In this mixture of days and months we also have days for mothers, fathers, lovers, friends, hugs, happiness, and many other national and international events. To commemorate or to offer a moment of reflection. Somehow the reflection is lost and for some of these days, millions of people are required to purchase something to demonstrate that they care or worst still, to make something! How many mothers worldwide have had to admire badly made pottery or badly drawn cards from kids who wanted to say “I love you” on one specific day. Leaves me to wonder what they would want to say on all other days!

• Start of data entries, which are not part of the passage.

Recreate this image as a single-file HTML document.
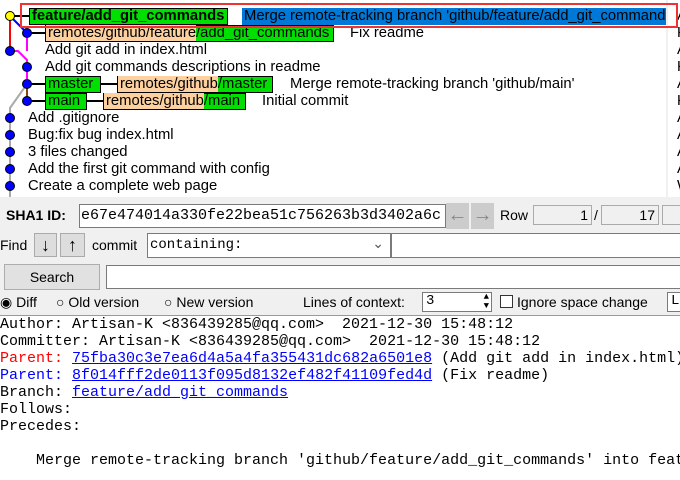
<!DOCTYPE html>
<html><head><style>
*{margin:0;padding:0;box-sizing:border-box}
body{width:680px;height:480px;overflow:hidden;background:#f0f0f0;position:relative;font-family:"Liberation Sans",sans-serif;font-size:14px;color:#000}
.a{position:absolute;white-space:nowrap}
.t{position:absolute;white-space:nowrap;line-height:17px;font-size:14.8px}
.g{background:#00e000;border:1px solid #000;padding:0 2px;line-height:15px}
.p{background:#fdd0a0}
.inp{position:absolute;background:#fff;border:1px solid #7a7a7a}
.mono{font-family:"Liberation Mono",monospace;font-size:15px}
.d{position:absolute;left:0;font-family:"Liberation Mono",monospace;font-size:15px;line-height:17px;white-space:pre}
u{text-decoration:underline;color:#00f}
</style></head><body>
<div class="a" style="left:0;top:0;width:666px;height:197px;background:#fff"></div>
<div class="a" style="left:668px;top:0;width:12px;height:197px;background:#fff"></div>
<svg class="a" style="left:0;top:0" width="60" height="197">
<line x1="10" y1="16" x2="10" y2="51" stroke="#f00" stroke-width="2"/>
<line x1="10" y1="16" x2="27" y2="33" stroke="#00f" stroke-width="2"/>
<polyline points="10,51 18,51 27,60 27,84" fill="none" stroke="#f0f" stroke-width="2"/>
<line x1="27" y1="33" x2="27" y2="51" stroke="#f0f" stroke-width="2"/>
<line x1="27" y1="84" x2="27" y2="101" stroke="#8b4513" stroke-width="2"/>
<polyline points="27,84 10,108 10,197" fill="none" stroke="#aaa" stroke-width="2"/>
<line x1="27" y1="33" x2="45" y2="33" stroke="#000" stroke-width="2"/>
<line x1="27" y1="84" x2="45" y2="84" stroke="#000" stroke-width="2"/>
<line x1="27" y1="101" x2="45" y2="101" stroke="#000" stroke-width="2"/>
<line x1="10" y1="16" x2="29" y2="16" stroke="#000" stroke-width="2"/>
<circle cx="10" cy="16" r="4.5" fill="#ff0" stroke="#000"/>
<g fill="#00f" stroke="#000"><circle cx="27" cy="33" r="4.5"/><circle cx="10" cy="51" r="4.5"/><circle cx="27" cy="67" r="4.5"/><circle cx="27" cy="84" r="4.5"/><circle cx="27" cy="101" r="4.5"/><circle cx="10" cy="118" r="4.5"/><circle cx="10" cy="135" r="4.5"/><circle cx="10" cy="152" r="4.5"/><circle cx="10" cy="169" r="4.5"/><circle cx="10" cy="186" r="4.5"/></g>
</svg>
<div class="t g" style="left:29px;top:8px;font-weight:bold;width:199px">feature/add_git_commands</div>
<div class="t" style="left:242px;top:8px;width:424px;background:#0078d7;color:#000;padding-left:2px;overflow:hidden">Merge remote-tracking branch 'github/feature/add_git_commands'</div>
<div class="t g" style="left:45px;top:25px;padding:0;width:289px"><span class="p" style="padding-left:2px">remotes/github/feature</span>/add_git_commands</div>
<div class="t" style="left:350px;top:25px">Fix readme</div>
<div class="t" style="left:45px;top:42px">Add git add in index.html</div>
<div class="t" style="left:45px;top:59px">Add git commands descriptions in readme</div>
<div class="t g" style="left:45px;top:76px;width:56px">master</div>
<svg class="a" style="left:100px;top:76px" width="18" height="17"><line x1="0" y1="8" x2="18" y2="8" stroke="#000" stroke-width="2"/></svg>
<div class="t g" style="left:117px;top:76px;padding:0;width:156px"><span class="p" style="padding-left:2px">remotes/github</span>/master</div>
<div class="t" style="left:290px;top:76px">Merge remote-tracking branch 'github/main'</div>
<div class="t g" style="left:45px;top:93px;width:42px">main</div>
<svg class="a" style="left:86px;top:93px" width="18" height="17"><line x1="0" y1="8" x2="18" y2="8" stroke="#000" stroke-width="2"/></svg>
<div class="t g" style="left:103px;top:93px;padding:0;width:143px"><span class="p" style="padding-left:2px">remotes/github</span>/main</div>
<div class="t" style="left:262px;top:93px">Initial commit</div>
<div class="t" style="left:28px;top:110px">Add .gitignore</div>
<div class="t" style="left:28px;top:127px">Bug:fix bug index.html</div>
<div class="t" style="left:28px;top:144px">3 files changed</div>
<div class="t" style="left:28px;top:161px">Add the first git command with config</div>
<div class="t" style="left:28px;top:178px">Create a complete web page</div>
<div class="t" style="left:677px;top:8px;line-height:17px">A<br>K<br>A<br>K<br>A<br>K<br>A<br>A<br>A<br>A<br>W</div>
<div class="a" style="left:20px;top:3px;width:658px;height:25px;border:2px solid #e33"></div>

<div class="a" style="left:6px;top:207px;font-weight:bold">SHA1 ID:</div>
<div class="inp mono" style="left:79px;top:204px;width:367px;height:24px;padding:2px 1px;overflow:hidden">e67e474014a330fe22bea51c756263b3d3402a6c</div>
<div class="a" style="left:446px;top:203px;width:23px;height:26px;background:#ccc;color:#888;text-align:center;font-size:20px;line-height:24px">&#8592;</div>
<div class="a" style="left:471px;top:203px;width:23px;height:26px;background:#ccc;color:#888;text-align:center;font-size:20px;line-height:24px">&#8594;</div>
<div class="a" style="left:500px;top:207px">Row</div>
<div class="a" style="left:533px;top:205px;width:59px;height:20px;border:1px solid #aaa;text-align:right;padding-right:3px;line-height:18px">1</div>
<div class="a" style="left:594px;top:207px">/</div>
<div class="a" style="left:601px;top:205px;width:58px;height:20px;border:1px solid #aaa;text-align:right;padding-right:3px;line-height:18px">17</div>
<div class="a" style="left:662px;top:205px;width:20px;height:20px;border:1px solid #aaa"></div>

<div class="a" style="left:0;top:237px">Find</div>
<div class="a" style="left:34px;top:233px;width:23px;height:24px;background:#ddd;border:1px solid #aaa;text-align:center;font-size:18px;line-height:22px;font-weight:bold">&#8595;</div>
<div class="a" style="left:60px;top:233px;width:25px;height:24px;background:#ddd;border:1px solid #aaa;text-align:center;font-size:18px;line-height:22px;font-weight:bold">&#8593;</div>
<div class="a" style="left:92px;top:237px">commit</div>
<div class="inp mono" style="left:147px;top:233px;width:244px;height:25px;padding:3px 2px;font-size:14px">containing:<span style="position:absolute;right:6px;top:2px;color:#555">&#8964;</span></div>
<div class="inp" style="left:391px;top:233px;width:292px;height:25px"></div>

<div class="a" style="left:4px;top:264px;width:96px;height:26px;background:#e1e1e1;border:1px solid #adadad;text-align:center;line-height:24px">Search</div>
<div class="inp" style="left:106px;top:265px;width:580px;height:24px"></div>

<div class="a" style="left:0;top:294px">&#9673; Diff</div>
<div class="a" style="left:56px;top:294px">&#9675; Old version</div>
<div class="a" style="left:164px;top:294px">&#9675; New version</div>
<div class="a" style="left:303px;top:294px">Lines of context:</div>
<div class="inp mono" style="left:422px;top:292px;width:70px;height:20px;padding:0 3px;font-size:14px">3<span style="position:absolute;right:2px;top:0;font-size:9px;line-height:9px">&#9650;<br>&#9660;</span></div>
<div class="a" style="left:500px;top:295px;width:13px;height:13px;border:1px solid #333;background:#fff"></div>
<div class="a" style="left:517px;top:294px">Ignore space change</div>
<div class="inp mono" style="left:667px;top:292px;width:20px;height:20px;padding:0 3px;font-size:14px">L</div>

<div class="a" style="left:0;top:315px;width:680px;height:165px;background:#fff;border-top:1px solid #999"></div>
<div class="d" style="top:316px">Author: Artisan-K &lt;836439285@qq.com&gt;  2021-12-30 15:48:12</div>
<div class="d" style="top:333px">Committer: Artisan-K &lt;836439285@qq.com&gt;  2021-12-30 15:48:12</div>
<div class="d" style="top:350px"><span style="color:#f00">Parent:</span> <u>75fba30c3e7ea6d4a5a4fa355431dc682a6501e8</u> (Add git add in index.html)</div>
<div class="d" style="top:367px"><span style="color:#00f">Parent:</span> <u>8f014fff2de0113f095d8132ef482f41109fed4d</u> (Fix readme)</div>
<div class="d" style="top:384px">Branch: <u>feature/add_git_commands</u></div>
<div class="d" style="top:401px">Follows:</div>
<div class="d" style="top:418px">Precedes:</div>
<div class="d" style="top:452px">    Merge remote-tracking branch 'github/feature/add_git_commands' into feature</div>
</body></html>
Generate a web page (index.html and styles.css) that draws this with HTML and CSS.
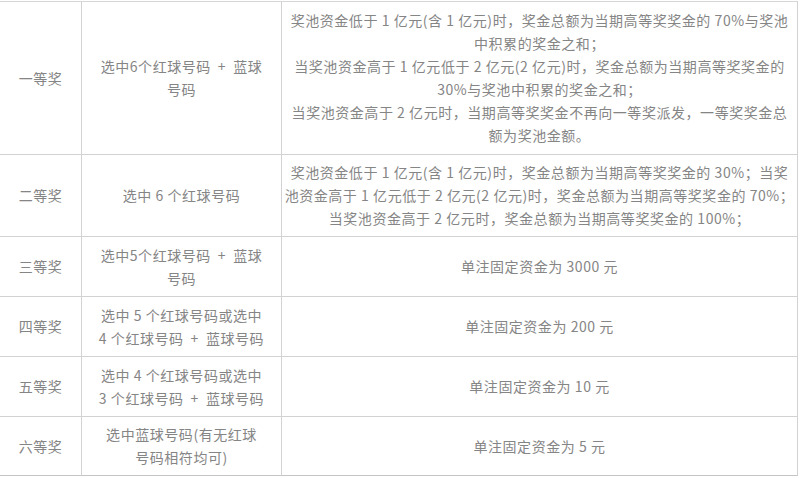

So, is it better to forget them? Get rid of these days and if anyone suggests the creation of another, we feed them to crocodiles? It would have been easy from one point to end them all. Social issues are never easily resolved so we can recognise that a day or a month does not resolve them! It raises awareness but it’s not the solution. In the old days when the Olympics started there was a call for truce. They did not allow for the games to take place whilst a war was happening. Tokenism? Perhaps, but also the recognition that for events to have any credibility they need to go beyond words; they must have actions associated with them. What if those actions go further than the day/month of the commemoration? Imagine if we respect and honour women, not only on IWD but every day, imagine if we treat people with the respect, they deserve beyond BHM, LGBTQ+ months? Maybe it is difficult but if we recognise it to be right, we ought to try. We know that the Holocaust was a bad thing so lets not just remember it…lets avoid it from happening …Never again!